Week 1: Mary
I just finished the first week of the summer immersion program at Weill Cornell, where I've been shadowing Dr. Prince in the radiology department. As an MD-PhD, he works in research and patient care simultaneously, and it is striking how directly he's managed to connect the two. The problems he encounters with patients become research questions, and the tools his lab builds in response find their way back into his clinical practice.
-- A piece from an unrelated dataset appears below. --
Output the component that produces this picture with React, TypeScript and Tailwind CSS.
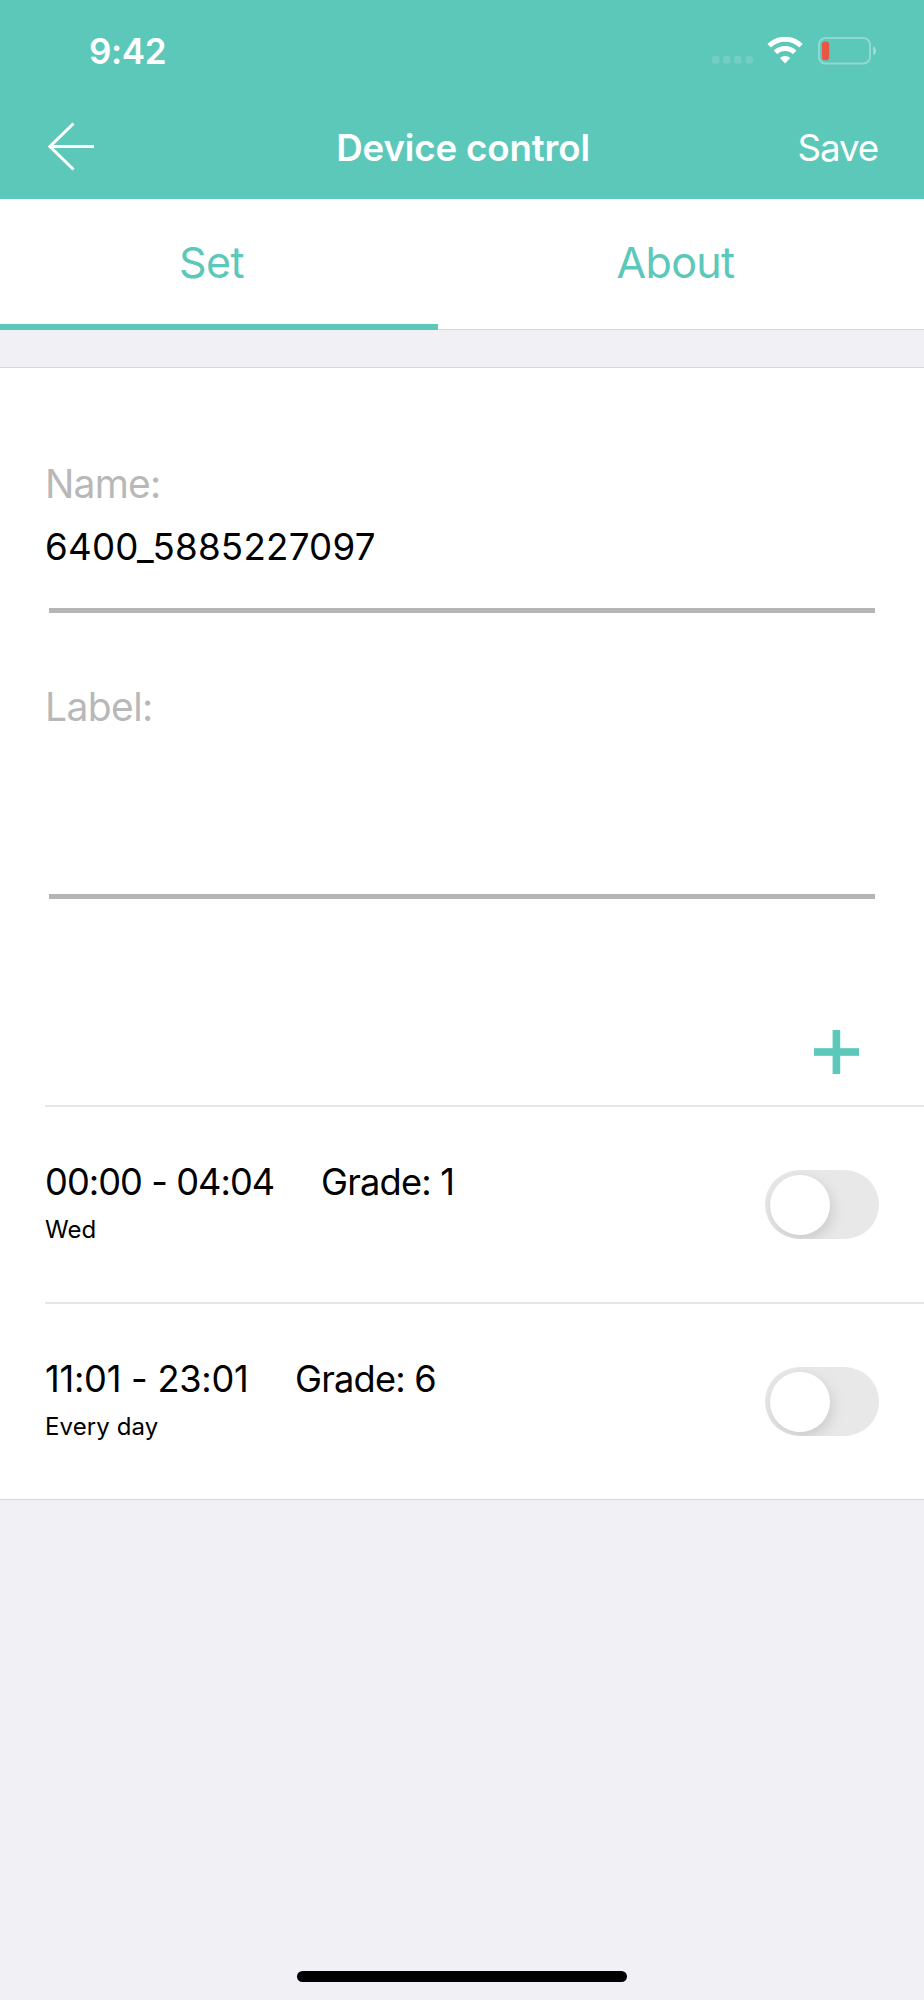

Polycystic kidney disease (PKD) is a good example of how that plays out. Although Dr. Prince's background is in whole-body MRI/radiology, his clinical work with PKD patients drew his attention to a significant problem with how kidney size is measured in these patients. For context, as PKD progresses, the kidneys steadily enlarge as cysts develop, so their total volume essentially reflects how far the disease has advanced. Then, the quick clinical shortcut is to approximate each kidney as an ellipsoid. This practice is fine for a normal, smooth kidney, but in PKD, the kidneys swell into lumpy, irregular shapes covered in cysts, and that approximation breaks down. The most accurate approach is to trace the kidney's outline by hand, slice by slice across multiple cross-sectional views, and add them up; however, this method is rarely used in routine practice because it is very time-consuming.
Overall, this week was very informative. I came into this week half-believing AI was about to replace radiologists, but watching how much still depends on human judgment moved me firmly away from that. What I saw looked more like a partnership than a replacement, and seeing it firsthand was incredibly valuable.